Member of the Maine House of Representatives
- Incumbent
- Assumed office December 7, 2022
- Preceded by: Peter Lyford
- Constituency: 129th district
- In office December 7, 2016 – December 7, 2022
- Preceded by: Justin Chenette
- Succeeded by: Holly Eaton
- Constituency: 15th district

Personal details
- Born: Margaret M. O'Neil Portland, Maine, U.S.
- Party: Democratic
- Education: Catherine McAuley HS; Dalhousie University (BA); University of Maine School of Law;
- Occupation: Attorney
- Website: Official website

= Margaret O'Neil =

American politician

Margaret "Maggie" O'Neil is an American politician who is currently representing part of the city of Saco in the 129th district in the Maine House of Representatives. She is in her fourth term having previously served three terms as the representative for the 15th district.

== Biography ==
O'Neil is an attorney and politician in the State of Maine.

O'Neil is an attorney at Maine-based Solidarity Law.
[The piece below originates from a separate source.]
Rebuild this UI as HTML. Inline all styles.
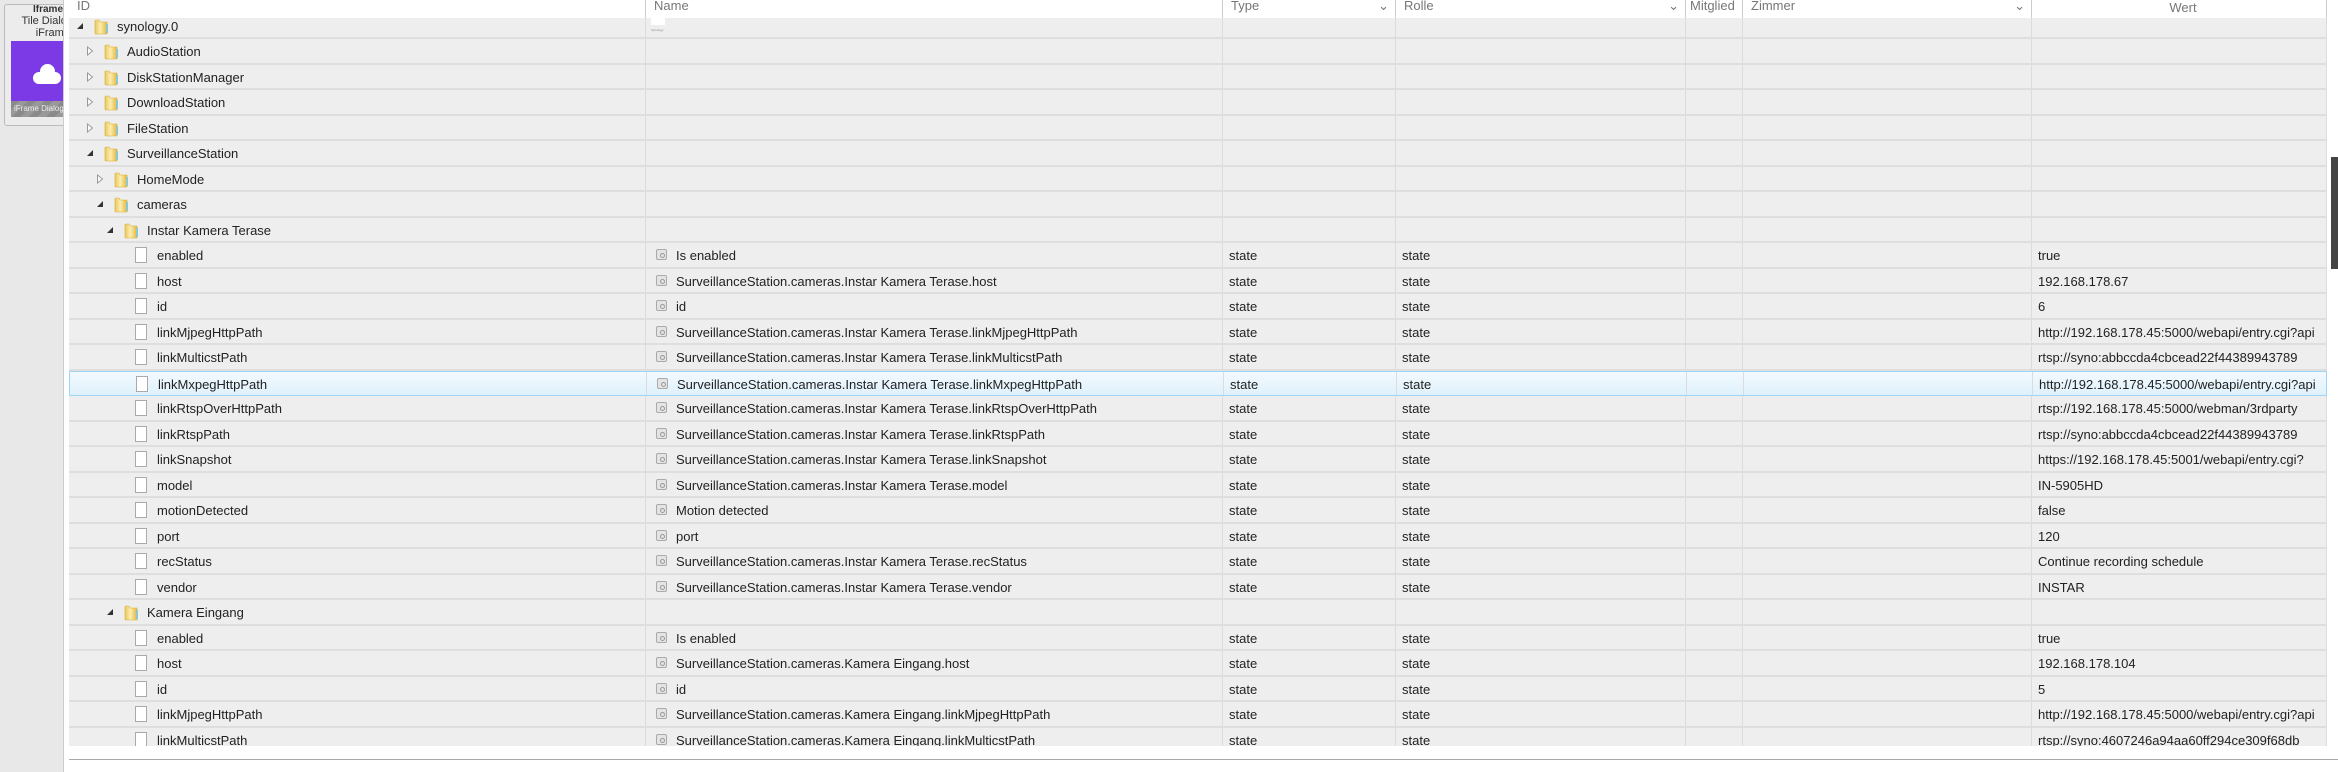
<!DOCTYPE html>
<html><head><meta charset="utf-8"><style>
*{margin:0;padding:0;box-sizing:border-box}
svg{display:block}
body{width:2338px;height:772px;overflow:hidden;background:#fff;font-family:"Liberation Sans",sans-serif;font-size:13px;color:#222;position:relative}
#left{position:absolute;left:0;top:0;width:63px;height:772px;background:#e8e8e8}
#card{position:absolute;left:4px;top:4px;width:70px;height:122px;border:1px solid #bbb;border-radius:3px;background:#ececec;font-size:10px;text-align:right;color:#333;overflow:hidden}
#main{position:absolute;left:63px;top:0;width:2275px;height:772px;background:#fff;border-left:1px solid #ccc}
#grid{position:absolute;left:69px;top:0;width:2258px;height:746px;overflow:hidden;background:#eee}
.row{position:absolute;left:0;width:2258px;height:25.5px;border-bottom:2px solid #dedede;white-space:nowrap}
.row.sel{background:linear-gradient(#f3fafe,#dff1fc);border:1px solid #9fd6f5}
.c{position:absolute;top:0;height:100%;border-right:1px solid #dcdcdc;line-height:26px;overflow:hidden}
.tri{position:absolute;top:7px}
.fold{position:absolute;top:5px}
.file{position:absolute;top:4px;width:12px;height:16px;background:#fff;border:1px solid #aaa}
.ic{position:absolute;left:10px;top:6px;width:11px;height:11px;border:1px solid #aaa;border-radius:2px;background:#e4e4e4}
.ic:after{content:"";position:absolute;left:3px;top:3px;width:3px;height:3px;border:1px solid #999;border-radius:50%}
#hdr{position:absolute;left:69px;top:0;width:2258px;height:18px;background:#fff;color:#777;font-size:13px;z-index:2}
#hdr div{position:absolute;top:0;height:18px;line-height:12px;border-right:1px solid #ccc;padding-left:8px;overflow:hidden;white-space:nowrap}
#sb{position:absolute;left:2331px;top:157px;width:7px;height:112px;background:#444}
#bl{position:absolute;left:69px;top:759px;width:2269px;height:1px;background:#aaa}
</style></head><body>
<div id="left"><div id="card"><div style="font-weight:bold;padding-right:10px;line-height:10px">Iframe</div><div style="font-size:11px;line-height:12px;padding-right:0">Tile Dialog<br>iFrame&nbsp;</div>
<div style="position:absolute;left:6px;top:36px;width:64px;height:60px;background:#7b3ae6"><div style="position:absolute;left:22px;top:31px;width:28px;height:12px;background:#fff;border-radius:6px"></div><div style="position:absolute;left:29px;top:23px;width:15px;height:15px;background:#fff;border-radius:50%"></div></div>
<div style="position:absolute;left:6px;top:96px;width:64px;height:16px;background:repeating-linear-gradient(135deg,#8a8a8a 0 6px,#999 6px 12px);color:#eee;font-size:8px;line-height:16px;text-align:left;padding-left:3px">iFrame Dialog</div></div></div>
<div id="main"></div>
<div id="hdr">
<div style="left:0;width:577px">ID</div>
<div style="left:577px;width:577px">Name</div>
<div style="left:1154px;width:173px">Type<span style="position:absolute;right:6px">&#8964;</span></div>
<div style="left:1327px;width:290px">Rolle<span style="position:absolute;right:6px">&#8964;</span></div>
<div style="left:1617px;width:57px;padding-left:4px">Mitglied</div>
<div style="left:1674px;width:289px">Zimmer<span style="position:absolute;right:6px">&#8964;</span></div>
<div style="left:1963px;width:295px;text-align:center;line-height:16px">Wert</div>
</div>
<div id="grid"></div>
<div id="sb"></div>
<div id="bl"></div>
<script>
var rows=[
["f",0,"o","synology.0","","","",""],
["f",1,"c","AudioStation"],["f",1,"c","DiskStationManager"],["f",1,"c","DownloadStation"],["f",1,"c","FileStation"],
["f",1,"o","SurveillanceStation"],["f",2,"c","HomeMode"],["f",2,"o","cameras"],["f",3,"o","Instar Kamera Terase"],
["s","enabled","Is enabled","true"],
["s","host","SurveillanceStation.cameras.Instar Kamera Terase.host","192.168.178.67"],
["s","id","id","6"],
["s","linkMjpegHttpPath","SurveillanceStation.cameras.Instar Kamera Terase.linkMjpegHttpPath","http://192.168.178.45:5000/webapi/entry.cgi?api"],
["s","linkMulticstPath","SurveillanceStation.cameras.Instar Kamera Terase.linkMulticstPath","rtsp://syno:abbccda4cbcead22f44389943789"],
["s","linkMxpegHttpPath","SurveillanceStation.cameras.Instar Kamera Terase.linkMxpegHttpPath","http://192.168.178.45:5000/webapi/entry.cgi?api",1],
["s","linkRtspOverHttpPath","SurveillanceStation.cameras.Instar Kamera Terase.linkRtspOverHttpPath","rtsp://192.168.178.45:5000/webman/3rdparty"],
["s","linkRtspPath","SurveillanceStation.cameras.Instar Kamera Terase.linkRtspPath","rtsp://syno:abbccda4cbcead22f44389943789"],
["s","linkSnapshot","SurveillanceStation.cameras.Instar Kamera Terase.linkSnapshot","https://192.168.178.45:5001/webapi/entry.cgi?"],
["s","model","SurveillanceStation.cameras.Instar Kamera Terase.model","IN-5905HD"],
["s","motionDetected","Motion detected","false"],
["s","port","port","120"],
["s","recStatus","SurveillanceStation.cameras.Instar Kamera Terase.recStatus","Continue recording schedule"],
["s","vendor","SurveillanceStation.cameras.Instar Kamera Terase.vendor","INSTAR"],
["f",3,"o","Kamera Eingang"],
["s","enabled","Is enabled","true"],
["s","host","SurveillanceStation.cameras.Kamera Eingang.host","192.168.178.104"],
["s","id","id","5"],
["s","linkMjpegHttpPath","SurveillanceStation.cameras.Kamera Eingang.linkMjpegHttpPath","http://192.168.178.45:5000/webapi/entry.cgi?api"],
["s","linkMulticstPath","SurveillanceStation.cameras.Kamera Eingang.linkMulticstPath","rtsp://syno:4607246a94aa60ff294ce309f68db"]
];
var cols=[[0,577],[577,577],[1154,173],[1327,290],[1617,57],[1674,289],[1963,295]];
var triO='<svg width="8" height="10" viewBox="0 0 8 10"><path d="M7 2 L7 8 L1 8 Z" fill="#333"/></svg>';
var triC='<svg width="8" height="10" viewBox="0 0 8 10"><path d="M1.5 1 L6.5 5 L1.5 9 Z" fill="#fff" stroke="#999" stroke-width="1"/></svg>';
var fold='<svg width="16" height="16" viewBox="0 0 16 16"><defs><linearGradient id="fg" x1="0" x2="1"><stop offset="0" stop-color="#e9c95a"/><stop offset=".45" stop-color="#fcedb0"/><stop offset="1" stop-color="#e2b83e"/></linearGradient></defs><path d="M1 2 Q1 1 2 1 L5 1 L6 3 L13 3 L13 15 L2 15 Q1 15 1 14 Z" fill="url(#fg)" stroke="#d7ac38" stroke-width=".6"/><rect x="12" y="5" width="2" height="9" fill="#8cc7cf"/></svg>';
var g=document.getElementById('grid'),h='';
rows.forEach(function(r,i){
 var top=13.8+i*25.5,sel=r[4]===1&&r[0]=='s';
 h+='<div class="row'+(sel?' sel':'')+'" style="top:'+top+'px">';
 var cells=['','','','','','',''];
 if(r[0]=='f'){var L=r[1],x=7+10*L;
  cells[0]='<div class="tri" style="left:'+x+'px">'+(r[2]=='o'?triO:triC)+'</div><div class="fold" style="left:'+(25+10*L)+'px">'+fold+'</div><span style="position:absolute;left:'+(48+10*L)+'px">'+r[3]+'</span>';
  if(i==0)cells[1]='<div style="position:absolute;left:5px;top:3px;width:14px;height:8px;background:#fff;font-size:3px;color:#888">Synology</div>';
 }else{
  cells[0]='<div class="file" style="left:66px"></div><span style="position:absolute;left:88px">'+r[1]+'</span>';
  cells[1]='<div class="ic"></div><span style="position:absolute;left:30px">'+r[2]+'</span>';
  cells[2]='<span style="padding-left:6px">state</span>';cells[3]=cells[2];
  cells[6]='<span style="padding-left:6px">'+r[3]+'</span>';
 }
 cols.forEach(function(c,j){h+='<div class="c" style="left:'+c[0]+'px;width:'+c[1]+'px">'+cells[j]+'</div>';});
 h+='</div>';
});
g.innerHTML=h;
</script>
</body></html>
O'Neil grew up in Saco, Maine and attended Catherine McAuley High School in Portland, Maine. She graduated with a degree in Classics and History from the University of King's College in Halifax, Nova Scotia, Canada. O'Neil served in the Maine Conservation Corps and later worked as a park ranger at Ferry Beach State Park in Saco, Maine.

O'Neil was first elected to the Maine House of Representatives in November 2016, succeeding fellow Democrat Justin Chenette. At that time, she was the youngest woman serving in the Maine Legislature. She served as the House Chair of the Joint Standing Committee on Agriculture, Conservation and Forestry, as a member of the Environment and Natural Resources Committee, and as a member of the Government Oversight Committee.

While serving in the Legislature, O'Neil earned her Juris Doctor degree from the University of Maine School of Law.

O'Neil received the Electronic Privacy Information Center (EPIC) 2024 Champion of Freedom Award for her work to safeguard the right to privacy, open government, and democratic values with courage and integrity.

O'Neil received Sierra Club Maine's 2021 Public Service for the Environment Award in recognition of her legislative leadership and commitment to protecting the environment.

In December 2024, O'Neil revealed that she had been diagnosed with Acute Myeloid Leukemia and had begun chemotherapy.